- **Given records**:
>>>

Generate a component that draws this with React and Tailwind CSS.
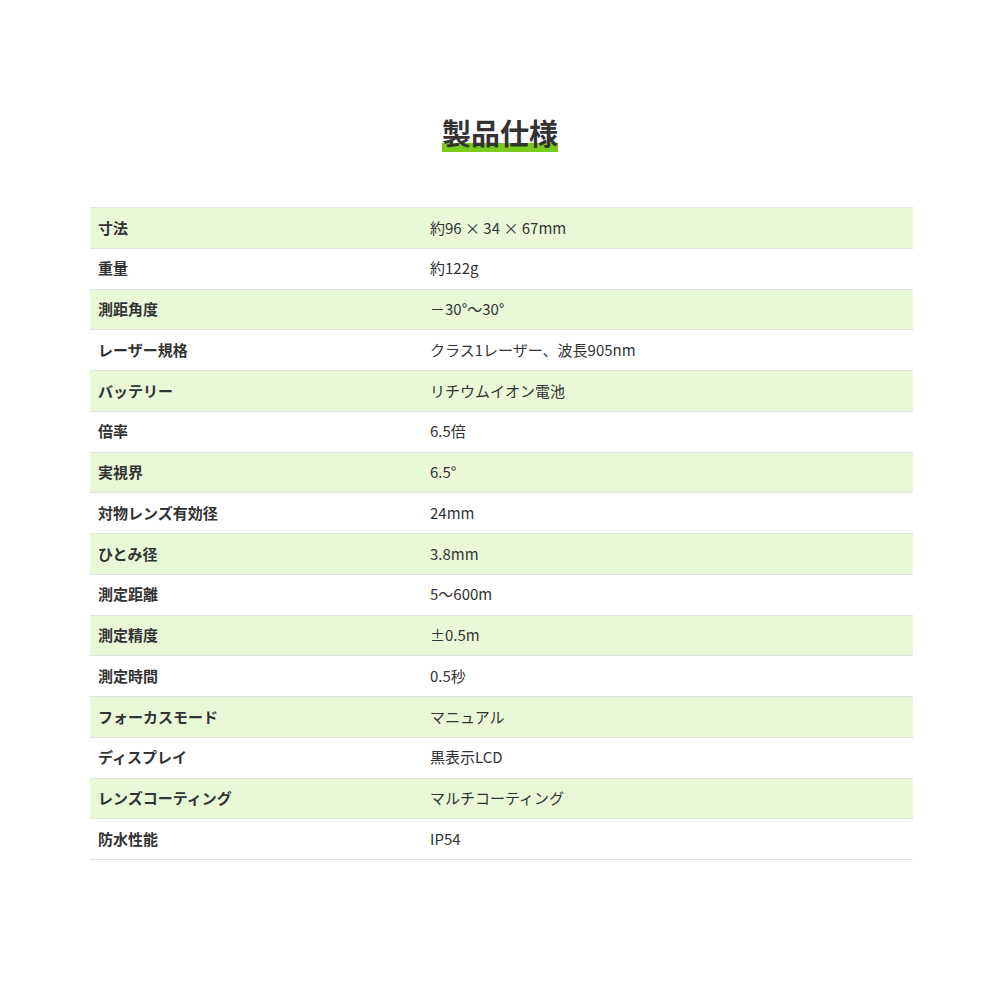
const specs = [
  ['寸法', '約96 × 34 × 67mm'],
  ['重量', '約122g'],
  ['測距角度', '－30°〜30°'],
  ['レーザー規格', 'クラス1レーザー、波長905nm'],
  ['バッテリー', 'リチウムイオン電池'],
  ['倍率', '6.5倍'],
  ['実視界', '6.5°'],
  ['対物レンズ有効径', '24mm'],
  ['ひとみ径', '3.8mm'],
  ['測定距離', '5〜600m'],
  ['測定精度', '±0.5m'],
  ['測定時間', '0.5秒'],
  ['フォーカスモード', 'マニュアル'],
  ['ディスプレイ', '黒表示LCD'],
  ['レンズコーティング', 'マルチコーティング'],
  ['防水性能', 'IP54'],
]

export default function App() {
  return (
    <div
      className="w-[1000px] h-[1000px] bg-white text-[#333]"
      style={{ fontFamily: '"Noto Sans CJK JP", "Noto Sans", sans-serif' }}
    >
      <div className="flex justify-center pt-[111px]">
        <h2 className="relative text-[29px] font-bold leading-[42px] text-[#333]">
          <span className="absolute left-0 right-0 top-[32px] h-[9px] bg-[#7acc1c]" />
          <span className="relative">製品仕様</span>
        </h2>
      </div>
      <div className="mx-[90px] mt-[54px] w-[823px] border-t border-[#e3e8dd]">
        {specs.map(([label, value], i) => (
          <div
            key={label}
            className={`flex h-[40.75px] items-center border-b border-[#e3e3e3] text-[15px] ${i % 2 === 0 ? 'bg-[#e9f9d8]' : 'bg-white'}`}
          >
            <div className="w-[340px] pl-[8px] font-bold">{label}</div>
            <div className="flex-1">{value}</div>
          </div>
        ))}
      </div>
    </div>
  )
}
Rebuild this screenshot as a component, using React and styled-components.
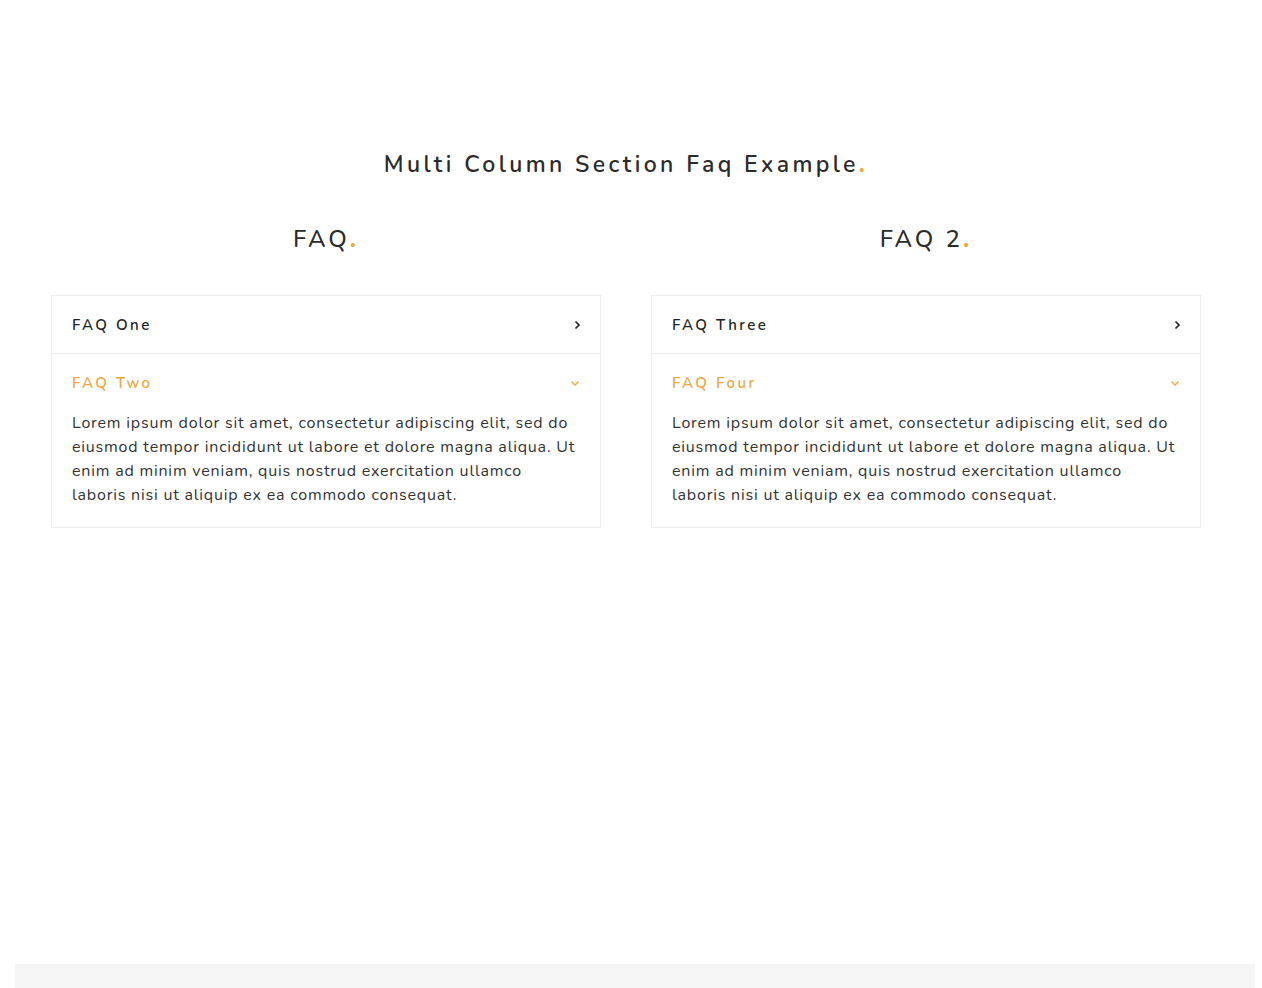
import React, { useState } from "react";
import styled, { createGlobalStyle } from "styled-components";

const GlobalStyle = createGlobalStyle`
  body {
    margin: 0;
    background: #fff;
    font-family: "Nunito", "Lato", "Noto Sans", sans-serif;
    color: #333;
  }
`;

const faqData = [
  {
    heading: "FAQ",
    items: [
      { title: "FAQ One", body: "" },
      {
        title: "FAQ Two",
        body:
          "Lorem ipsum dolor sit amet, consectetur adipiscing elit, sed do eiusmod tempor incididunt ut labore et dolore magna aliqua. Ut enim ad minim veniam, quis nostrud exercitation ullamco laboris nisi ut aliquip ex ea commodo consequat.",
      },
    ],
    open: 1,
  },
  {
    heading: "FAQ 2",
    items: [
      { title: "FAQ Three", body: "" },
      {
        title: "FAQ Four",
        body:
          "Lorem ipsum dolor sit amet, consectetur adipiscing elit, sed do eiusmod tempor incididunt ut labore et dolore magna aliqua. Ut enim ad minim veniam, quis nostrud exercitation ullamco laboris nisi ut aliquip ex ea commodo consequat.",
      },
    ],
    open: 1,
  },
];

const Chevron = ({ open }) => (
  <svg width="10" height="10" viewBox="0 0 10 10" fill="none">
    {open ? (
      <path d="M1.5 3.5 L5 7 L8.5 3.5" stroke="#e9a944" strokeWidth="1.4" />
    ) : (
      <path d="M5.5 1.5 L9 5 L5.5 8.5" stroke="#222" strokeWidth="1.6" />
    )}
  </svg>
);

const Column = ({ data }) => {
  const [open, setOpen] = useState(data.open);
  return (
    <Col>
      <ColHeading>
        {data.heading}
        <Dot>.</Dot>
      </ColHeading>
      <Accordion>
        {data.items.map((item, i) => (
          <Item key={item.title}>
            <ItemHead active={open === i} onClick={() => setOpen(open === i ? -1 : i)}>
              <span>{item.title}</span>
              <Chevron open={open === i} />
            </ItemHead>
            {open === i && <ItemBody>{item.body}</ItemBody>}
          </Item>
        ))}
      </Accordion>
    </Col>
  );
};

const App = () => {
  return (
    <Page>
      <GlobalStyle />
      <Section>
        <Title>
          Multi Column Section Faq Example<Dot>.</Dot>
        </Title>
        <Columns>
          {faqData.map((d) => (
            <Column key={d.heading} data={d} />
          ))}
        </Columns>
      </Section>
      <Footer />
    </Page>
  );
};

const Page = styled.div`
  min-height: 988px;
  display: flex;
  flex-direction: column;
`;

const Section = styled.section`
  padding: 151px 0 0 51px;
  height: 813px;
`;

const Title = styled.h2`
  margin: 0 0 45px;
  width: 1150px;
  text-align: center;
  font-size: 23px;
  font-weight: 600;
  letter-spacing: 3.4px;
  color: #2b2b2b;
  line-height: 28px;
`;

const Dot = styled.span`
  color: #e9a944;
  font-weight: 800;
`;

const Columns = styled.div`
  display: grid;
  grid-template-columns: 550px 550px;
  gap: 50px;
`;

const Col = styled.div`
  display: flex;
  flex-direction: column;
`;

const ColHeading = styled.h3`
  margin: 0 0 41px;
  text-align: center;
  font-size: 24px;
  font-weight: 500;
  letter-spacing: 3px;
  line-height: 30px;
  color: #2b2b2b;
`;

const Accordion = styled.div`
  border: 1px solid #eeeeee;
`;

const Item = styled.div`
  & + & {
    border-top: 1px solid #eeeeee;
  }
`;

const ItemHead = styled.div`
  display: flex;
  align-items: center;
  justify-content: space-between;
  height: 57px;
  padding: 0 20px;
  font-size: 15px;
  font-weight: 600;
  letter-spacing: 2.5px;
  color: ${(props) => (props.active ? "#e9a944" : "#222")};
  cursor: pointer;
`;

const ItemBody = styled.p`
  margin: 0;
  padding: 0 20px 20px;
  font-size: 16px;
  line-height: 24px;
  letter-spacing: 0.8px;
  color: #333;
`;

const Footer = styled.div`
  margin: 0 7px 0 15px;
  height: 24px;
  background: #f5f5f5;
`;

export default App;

<<<

Transcribe the complete set of entries verbatim. No pictures belong in the copy.

- **Response to this exercise**:
Generate a component that draws this with React and Tailwind CSS.
const specs = [
  ['寸法', '約96 × 34 × 67mm'],
  ['重量', '約122g'],
  ['測距角度', '－30°〜30°'],
  ['レーザー規格', 'クラス1レーザー、波長905nm'],
  ['バッテリー', 'リチウムイオン電池'],
  ['倍率', '6.5倍'],
  ['実視界', '6.5°'],
  ['対物レンズ有効径', '24mm'],
  ['ひとみ径', '3.8mm'],
  ['測定距離', '5〜600m'],
  ['測定精度', '±0.5m'],
  ['測定時間', '0.5秒'],
  ['フォーカスモード', 'マニュアル'],
  ['ディスプレイ', '黒表示LCD'],
  ['レンズコーティング', 'マルチコーティング'],
  ['防水性能', 'IP54'],
]

export default function App() {
  return (
    <div
      className="w-[1000px] h-[1000px] bg-white text-[#333]"
      style={{ fontFamily: '"Noto Sans CJK JP", "Noto Sans", sans-serif' }}
    >
      <div className="flex justify-center pt-[111px]">
        <h2 className="relative text-[29px] font-bold leading-[42px] text-[#333]">
          <span className="absolute left-0 right-0 top-[32px] h-[9px] bg-[#7acc1c]" />
          <span className="relative">製品仕様</span>
        </h2>
      </div>
      <div className="mx-[90px] mt-[54px] w-[823px] border-t border-[#e3e8dd]">
        {specs.map(([label, value], i) => (
          <div
            key={label}
            className={`flex h-[40.75px] items-center border-b border-[#e3e3e3] text-[15px] ${i % 2 === 0 ? 'bg-[#e9f9d8]' : 'bg-white'}`}
          >
            <div className="w-[340px] pl-[8px] font-bold">{label}</div>
            <div className="flex-1">{value}</div>
          </div>
        ))}
      </div>
    </div>
  )
}
Rebuild this screenshot as a component, using React and styled-components.
import React, { useState } from "react";
import styled, { createGlobalStyle } from "styled-components";

const GlobalStyle = createGlobalStyle`
  body {
    margin: 0;
    background: #fff;
    font-family: "Nunito", "Lato", "Noto Sans", sans-serif;
    color: #333;
  }
`;

const faqData = [
  {
    heading: "FAQ",
    items: [
      { title: "FAQ One", body: "" },
      {
        title: "FAQ Two",
        body:
          "Lorem ipsum dolor sit amet, consectetur adipiscing elit, sed do eiusmod tempor incididunt ut labore et dolore magna aliqua. Ut enim ad minim veniam, quis nostrud exercitation ullamco laboris nisi ut aliquip ex ea commodo consequat.",
      },
    ],
    open: 1,
  },
  {
    heading: "FAQ 2",
    items: [
      { title: "FAQ Three", body: "" },
      {
        title: "FAQ Four",
        body:
          "Lorem ipsum dolor sit amet, consectetur adipiscing elit, sed do eiusmod tempor incididunt ut labore et dolore magna aliqua. Ut enim ad minim veniam, quis nostrud exercitation ullamco laboris nisi ut aliquip ex ea commodo consequat.",
      },
    ],
    open: 1,
  },
];

const Chevron = ({ open }) => (
  <svg width="10" height="10" viewBox="0 0 10 10" fill="none">
    {open ? (
      <path d="M1.5 3.5 L5 7 L8.5 3.5" stroke="#e9a944" strokeWidth="1.4" />
    ) : (
      <path d="M5.5 1.5 L9 5 L5.5 8.5" stroke="#222" strokeWidth="1.6" />
    )}
  </svg>
);

const Column = ({ data }) => {
  const [open, setOpen] = useState(data.open);
  return (
    <Col>
      <ColHeading>
        {data.heading}
        <Dot>.</Dot>
      </ColHeading>
      <Accordion>
        {data.items.map((item, i) => (
          <Item key={item.title}>
            <ItemHead active={open === i} onClick={() => setOpen(open === i ? -1 : i)}>
              <span>{item.title}</span>
              <Chevron open={open === i} />
            </ItemHead>
            {open === i && <ItemBody>{item.body}</ItemBody>}
          </Item>
        ))}
      </Accordion>
    </Col>
  );
};

const App = () => {
  return (
    <Page>
      <GlobalStyle />
      <Section>
        <Title>
          Multi Column Section Faq Example<Dot>.</Dot>
        </Title>
        <Columns>
          {faqData.map((d) => (
            <Column key={d.heading} data={d} />
          ))}
        </Columns>
      </Section>
      <Footer />
    </Page>
  );
};

const Page = styled.div`
  min-height: 988px;
  display: flex;
  flex-direction: column;
`;

const Section = styled.section`
  padding: 151px 0 0 51px;
  height: 813px;
`;

const Title = styled.h2`
  margin: 0 0 45px;
  width: 1150px;
  text-align: center;
  font-size: 23px;
  font-weight: 600;
  letter-spacing: 3.4px;
  color: #2b2b2b;
  line-height: 28px;
`;

const Dot = styled.span`
  color: #e9a944;
  font-weight: 800;
`;

const Columns = styled.div`
  display: grid;
  grid-template-columns: 550px 550px;
  gap: 50px;
`;

const Col = styled.div`
  display: flex;
  flex-direction: column;
`;

const ColHeading = styled.h3`
  margin: 0 0 41px;
  text-align: center;
  font-size: 24px;
  font-weight: 500;
  letter-spacing: 3px;
  line-height: 30px;
  color: #2b2b2b;
`;

const Accordion = styled.div`
  border: 1px solid #eeeeee;
`;

const Item = styled.div`
  & + & {
    border-top: 1px solid #eeeeee;
  }
`;

const ItemHead = styled.div`
  display: flex;
  align-items: center;
  justify-content: space-between;
  height: 57px;
  padding: 0 20px;
  font-size: 15px;
  font-weight: 600;
  letter-spacing: 2.5px;
  color: ${(props) => (props.active ? "#e9a944" : "#222")};
  cursor: pointer;
`;

const ItemBody = styled.p`
  margin: 0;
  padding: 0 20px 20px;
  font-size: 16px;
  line-height: 24px;
  letter-spacing: 0.8px;
  color: #333;
`;

const Footer = styled.div`
  margin: 0 7px 0 15px;
  height: 24px;
  background: #f5f5f5;
`;

export default App;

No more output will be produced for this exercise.